Again though, who says my poem needs to be comforting, or hopeful? Who says L.A. isnt the villain? I mean I lost my love in you is not exactly a compliment to my city. As a poet I dont have an obligation to write hopeful and optimistic poems, or even poems that reflect the "truth" As moose mentioned in one of my earlier poems that "empty skies" were not accurate to the true dicotomy of life, that its not all about being alone, there is more. But who says I have an obligation to write poetry that reflects "truth"? What is truth but subjective? My lonely poetry is just as much "my truth" as is "its time to start" or "appreciation" once was. I am not annoyed with your guys comments, but I see a trend, it seems yall would like to see a light at the end of the tunnel when it comes to my poetry.
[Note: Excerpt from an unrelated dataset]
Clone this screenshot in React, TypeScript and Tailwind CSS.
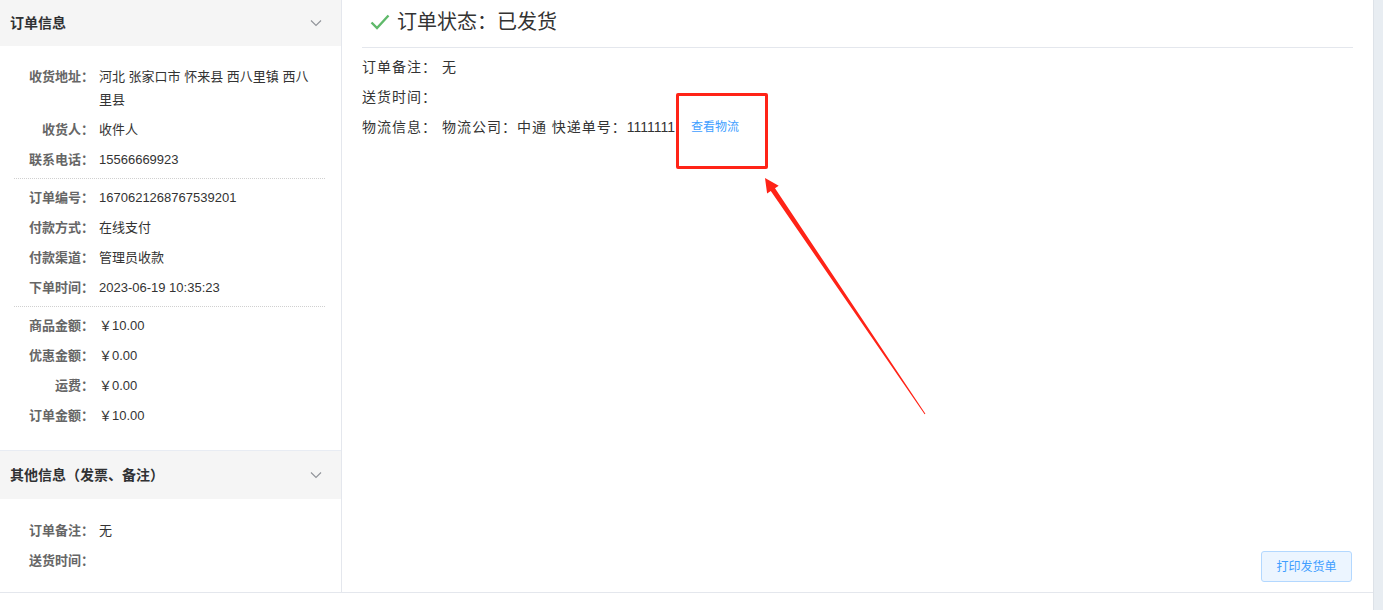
import React from "react";

const font = { fontFamily: '"Liberation Sans", "Noto Sans CJK SC", sans-serif' };

function Chevron() {
  return (
    <svg width="12" height="8" viewBox="0 0 12 8" className="text-[#909399]">
      <polyline points="1,1.5 6,6.5 11,1.5" fill="none" stroke="currentColor" strokeWidth="1.1" />
    </svg>
  );
}

function Row({ label, children }: { label: string; children?: React.ReactNode }) {
  return (
    <div className="flex mb-[7px] text-[13px] leading-[23px]">
      <div className="w-[80px] text-right shrink-0 font-bold text-[#666]">{label}</div>
      <div className="ml-[5px] w-[215px] text-[#333]">{children}</div>
    </div>
  );
}

function Divider() {
  return <div className="mt-[3px] mb-[7px] border-t border-dotted border-[#d0d0d0] mr-[16px]" />;
}

export default function App() {
  return (
    <div className="relative w-[1383px] h-[610px] flex bg-white overflow-hidden" style={font}>
      <div className="flex-1 flex flex-col">
        <div className="h-[593px] flex border-b border-[#e4e7ed]">
          {/* Left panel */}
          <div className="w-[342px] shrink-0 border-r border-[#e4e7ed] flex flex-col">
            <div className="h-[46px] bg-[#f5f5f5] flex items-center justify-between pl-[10px] pr-[19px]">
              <span className="text-[14px] font-bold text-[#303133]">订单信息</span>
              <Chevron />
            </div>
            <div className="pt-[19px] pb-[16px] pl-[14px]">
              <Row label="收货地址：">河北 张家口市 怀来县 西八里镇 西八里县</Row>
              <Row label="收货人：">收件人</Row>
              <Row label="联系电话：">15566669923</Row>
              <Divider />
              <Row label="订单编号：">1670621268767539201</Row>
              <Row label="付款方式：">在线支付</Row>
              <Row label="付款渠道：">管理员收款</Row>
              <Row label="下单时间：">2023-06-19 10:35:23</Row>
              <Divider />
              <Row label="商品金额：">￥10.00</Row>
              <Row label="优惠金额：">￥0.00</Row>
              <Row label="运费：">￥0.00</Row>
              <Row label="订单金额：">￥10.00</Row>
            </div>
            <div className="h-[49px] bg-[#f5f5f5] border-t border-[#e8ecf3] flex items-center justify-between pl-[10px] pr-[19px]">
              <span className="text-[14px] font-bold text-[#303133]">其他信息（发票、备注）</span>
              <Chevron />
            </div>
            <div className="pt-[20px] pl-[14px]">
              <Row label="订单备注：">无</Row>
              <Row label="送货时间：" />
            </div>
          </div>
          {/* Right panel */}
          <div className="flex-1 flex flex-col px-[20px]">
            <div className="h-[48px] flex items-center border-b border-[#e4e7ed] pl-[8px]">
              <svg width="20" height="16" viewBox="0 0 20 16" className="mr-[7px] mb-[4px]">
                <polyline points="1.5,8.5 7,14 18.5,1.5" fill="none" stroke="#5fb96a" strokeWidth="2.4" />
              </svg>
              <span className="text-[20px] text-[#333] mb-[3px]">订单状态：已发货</span>
            </div>
            <div className="pt-[4px] text-[14px] text-[#333] leading-[30px] tracking-[1px]">
              <div>订单备注：&nbsp;无</div>
              <div>送货时间：</div>
              <div className="flex items-center">
                <span>
                  物流信息：&nbsp;物流公司：中通 快递单号：
                  <span className="tracking-normal">1111111</span>
                </span>
                <span className="ml-[16px] text-[12px] text-[#409eff] tracking-normal">查看物流</span>
              </div>
            </div>
            <div className="flex-1" />
            <div className="flex justify-end pb-[10px] pr-[1px]">
              <button className="w-[91px] h-[31px] rounded-[3px] border border-[#b3d8ff] bg-[#ecf5ff] text-[#409eff] text-[12px]">
                打印发货单
              </button>
            </div>
          </div>
        </div>
      </div>
      <div className="w-[10px] shrink-0 bg-[#e8edf2] border-l border-[#dde2e8]" />

      {/* annotation overlay */}
      <div className="absolute left-[676px] top-[93px] w-[92px] h-[76px] border-[3px] border-[#ff2317] rounded-[2px] pointer-events-none" />
      <svg className="absolute left-0 top-0 pointer-events-none" width="1383" height="610">
        <polygon
          points="765,178 778.7,185.7 775,188.2 925.4,413.8 924.6,414.2 770.8,191 767.1,193.5"
          fill="#ff2317"
        />
      </svg>
    </div>
  );
}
Sorry guys, your not going to get it, unless I personally feel that it fits with my idea of how the poem should be written. When I see that light, Ill include it, until than, its empty skies. Please respect that not all of us have much in our lives to be hopeful about.

Black Crow said...

I was just thinking I dont want the last sip to scare anyone from commenting and asking questions. please do! even if I disagree, Ill try not to be so defensive, Ive just been on pins and needles lately, and I apologize if offense was taken. Im choosing to leave the last sip up though, because I think I did a damn good job of explaining the images! just wanted to reassure please question, probe, prod, suggest, even critique, you must critique! if I ever hope to improve Im going to need constructive criticism, and when I disagree it only sharpens my vision, makes me more determined to deliver the poem in exactly the way I see fit. thanks so much for all your support and help!

Black Crow said...

please critique me I confess
my shit writing is a mess!
I may still lack what I need
Writing til my fingers bleed
Forgive my defensiveness
my shit writing is a mess
I could use all of your help
do not listen if I whelp
I can learn from what you say
Disagreeing is okay
Please help me with honesty
or Ill never start to see

defmoose said...

best poem evar!

*standing ovation*

=D

Black Crow said...

*does poetry jig*

Cyrusse said...

does a poetry jig...
wearing a blond wig
while riding a pig
off to eat a fig?

hehe
I agree on the best poem evar, highly amusing!